Theory 2 is much nastier.  These are SMR drives, so they have an internal translation layer.  It could be that due to that layer, some SATA commands take so long that the FreeBSD SATA driver declares a timeout.  Why would some commands take so long?  Good question, and all I can offer is an educated guess: if due to internal fragmentation, the translation layer has to do a "reorganizing" or defragmentation on a specific command, that will take much longer.  If that's true, then the issue is a fundamental incompatibility between the NAS workload, these drives, and the FreeBSD kernel.  This will be very hard to debug; my suggestion would be to get a SATA analyzer, log all commands and responses in the analyzer, and whenever the problem happens, search the records in the analyzer for hints.  This would cost tens of thousands of $, plus weeks of work of a skilled SATA engineer.

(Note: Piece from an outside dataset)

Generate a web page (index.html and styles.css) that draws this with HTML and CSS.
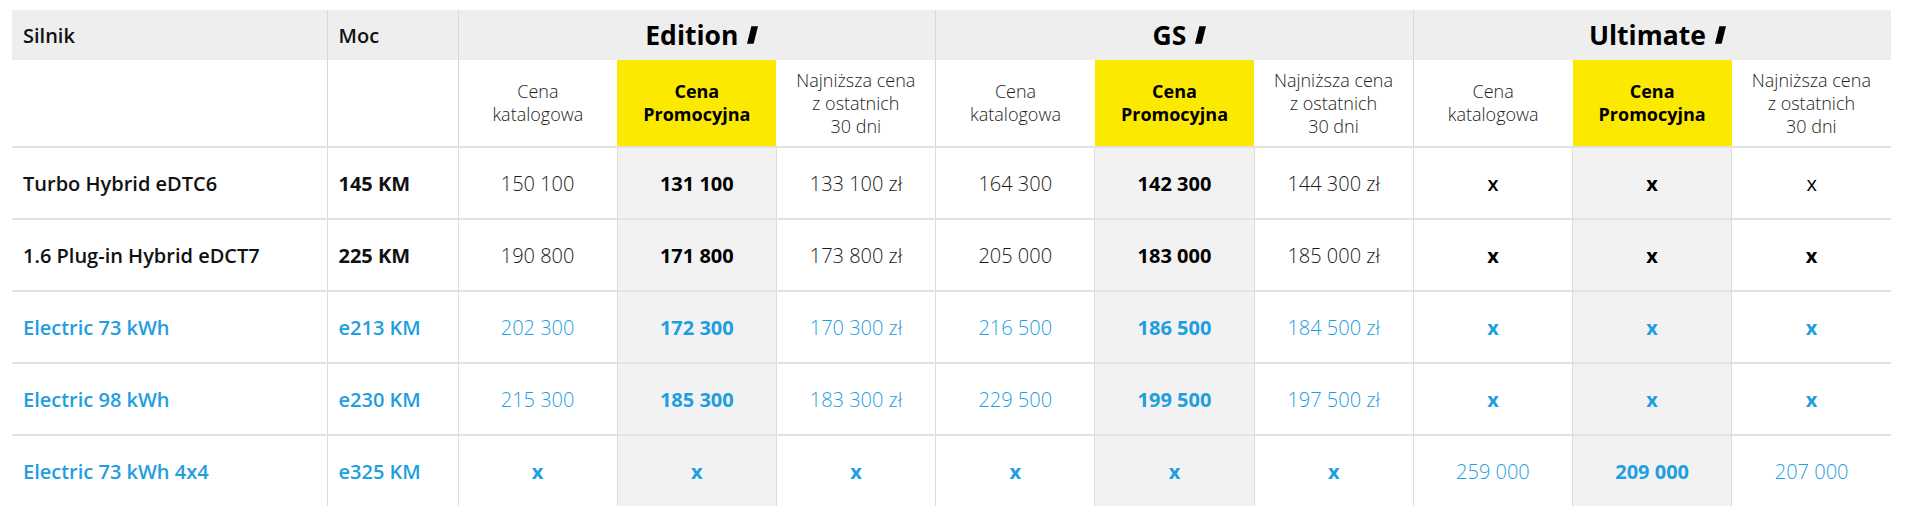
FILE: index.html
```html
<!DOCTYPE html>
<html lang="pl">
<head>
<meta charset="utf-8">
<title>Cennik</title>
<link rel="stylesheet" href="styles.css">
</head>
<body>
<table class="price-table">
  <colgroup>
    <col class="c-engine"><col class="c-power">
    <col><col><col><col><col><col><col><col><col>
  </colgroup>
  <thead>
    <tr class="head">
      <th class="lbl">Silnik</th>
      <th class="lbl">Moc</th>
      <th class="grp" colspan="3"><span class="grp-name">Edition<svg class="slash" viewBox="0 0 10 16"><polygon points="4,0 10,0 6,16 0,16"/></svg></span></th>
      <th class="grp" colspan="3"><span class="grp-name">GS<svg class="slash" viewBox="0 0 10 16"><polygon points="4,0 10,0 6,16 0,16"/></svg></span></th>
      <th class="grp" colspan="3"><span class="grp-name">Ultimate<svg class="slash" viewBox="0 0 10 16"><polygon points="4,0 10,0 6,16 0,16"/></svg></span></th>
    </tr>
    <tr class="sub">
      <th class="sep"></th>
      <th class="sep"></th>
      <th class="sep">Cena<br>katalogowa</th>
      <th class="promo">Cena<br>Promocyjna</th>
      <th>Najniższa cena<br>z ostatnich<br>30 dni</th>
      <th class="sep">Cena<br>katalogowa</th>
      <th class="promo">Cena<br>Promocyjna</th>
      <th>Najniższa cena<br>z ostatnich<br>30 dni</th>
      <th class="sep">Cena<br>katalogowa</th>
      <th class="promo">Cena<br>Promocyjna</th>
      <th>Najniższa cena<br>z ostatnich<br>30 dni</th>
    </tr>
  </thead>
  <tbody>
    <tr>
      <td class="name">Turbo Hybrid eDTC6</td>
      <td class="power">145 KM</td>
      <td>150 100</td><td class="pr">131 100</td><td>133 100 zł</td>
      <td>164 300</td><td class="pr">142 300</td><td>144 300 zł</td>
      <td class="x x-m">x</td><td class="pr x">x</td><td class="x x-r">x</td>
    </tr>
    <tr>
      <td class="name">1.6 Plug-in Hybrid eDCT7</td>
      <td class="power">225 KM</td>
      <td>190 800</td><td class="pr">171 800</td><td>173 800 zł</td>
      <td>205 000</td><td class="pr">183 000</td><td>185 000 zł</td>
      <td class="x">x</td><td class="pr x">x</td><td class="x">x</td>
    </tr>
    <tr class="ev">
      <td class="name">Electric 73 kWh</td>
      <td class="power">e213 KM</td>
      <td>202 300</td><td class="pr">172 300</td><td>170 300 zł</td>
      <td>216 500</td><td class="pr">186 500</td><td>184 500 zł</td>
      <td class="x">x</td><td class="pr x">x</td><td class="x">x</td>
    </tr>
    <tr class="ev">
      <td class="name">Electric 98 kWh</td>
      <td class="power">e230 KM</td>
      <td>215 300</td><td class="pr">185 300</td><td>183 300 zł</td>
      <td>229 500</td><td class="pr">199 500</td><td>197 500 zł</td>
      <td class="x">x</td><td class="pr x">x</td><td class="x">x</td>
    </tr>
    <tr class="ev">
      <td class="name">Electric 73 kWh 4x4</td>
      <td class="power">e325 KM</td>
      <td class="x">x</td><td class="pr x">x</td><td class="x">x</td>
      <td class="x">x</td><td class="pr x">x</td><td class="x">x</td>
      <td>259 000</td><td class="pr">209 000</td><td>207 000</td>
    </tr>
  </tbody>
</table>
</body>
</html>
```

FILE: styles.css
```css
html, body {
  margin: 0;
  padding: 0;
  background: #ffffff;
}

body {
  padding: 10px 16px 0 12px;
  font-family: "Open Sans", "Noto Sans", sans-serif;
  color: #111111;
}

.price-table {
  width: 1879px;
  border-collapse: collapse;
  table-layout: fixed;
}

.c-engine { width: 315px; }
.c-power { width: 131px; }

/* header row */
.head th {
  height: 50px;
  background: #eeeeee;
  padding: 0;
  border-left: 1px solid #d9d9d9;
}
.head th:first-child { border-left: none; }

.head .lbl {
  text-align: left;
  padding-left: 11px;
  font-size: 20px;
  font-weight: 600;
  color: #111;
}

.head .grp {
  text-align: center;
  font-size: 26.5px;
  font-weight: 700;
  color: #000;
}

.grp-name {
  display: inline-flex;
  align-items: center;
  gap: 9px;
  padding-left: 10px;
}

.slash {
  width: 11px;
  height: 18px;
  fill: #000;
}

/* sub header */
.sub th {
  height: 86px;
  padding: 0 2px;
  font-size: 18px;
  font-weight: 300;
  line-height: 23px;
  color: #222;
  text-align: center;
  vertical-align: middle;
  border-bottom: 2px solid #e2e2e2;
}
.sub th.sep { border-left: 1px solid #d9d9d9; }
.sub th:first-child { border-left: none; }

.sub th.promo {
  background: #fce900;
  font-weight: 700;
  color: #000;
}

/* body */
tbody td {
  height: 70px;
  padding: 0;
  text-align: center;
  vertical-align: middle;
  font-size: 20px;
  font-weight: 300;
  color: #1a1a1a;
  border-left: 1px solid #dcdcdc;
  border-top: 2px solid #e2e2e2;
}
tbody tr:first-child td { border-top: none; }
tbody td:first-child { border-left: none; }

tbody td.name {
  text-align: left;
  padding-left: 11px;
  font-weight: 550;
  color: #111;
}

tbody td.power {
  text-align: left;
  padding-left: 11px;
  font-weight: 700;
  color: #111;
}

tbody td.pr {
  background: #f2f2f2;
  font-weight: 700;
  color: #000;
}

tbody td.x {
  font-weight: 700;
  color: #000;
}
tbody td.x-m { font-weight: 600; }
tbody td.x-r { font-weight: 500; }

/* electric rows */
tbody tr.ev td,
tbody tr.ev td.name,
tbody tr.ev td.power,
tbody tr.ev td.pr,
tbody tr.ev td.x {
  color: #1f9ee0;
}
tbody tr.ev td.power { font-weight: 600; }
```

Personally, I would try two things: either replace all drives with different models, and separately replace FreeNAS with Linux.  See what helps.

P.S. For fun, I googled for a review of these drives, and found one http://www.storagereview.com/seagate_archive_hdd_review_8tb  They claim that they saw write IO latencies of up to 212 seconds under an intense but sane workload (queue depth 16).  That should trigger a timeout on any operating system.  If that is indeed true, these drives are only suitable for carefully managed archive workloads with low write traffic, and in particular not suitable for any RAID implementation that requires resilvering or rebuild.  What's even worse is this: one drive gets an IO error.  This causes ZFS to start a rebuild.  That causes a write-intensive workload, which drives latency up, which causes all drives to get timeouts, which causes ZFS to start even more rebuild.  If that's what is happening, this will not end well.


----------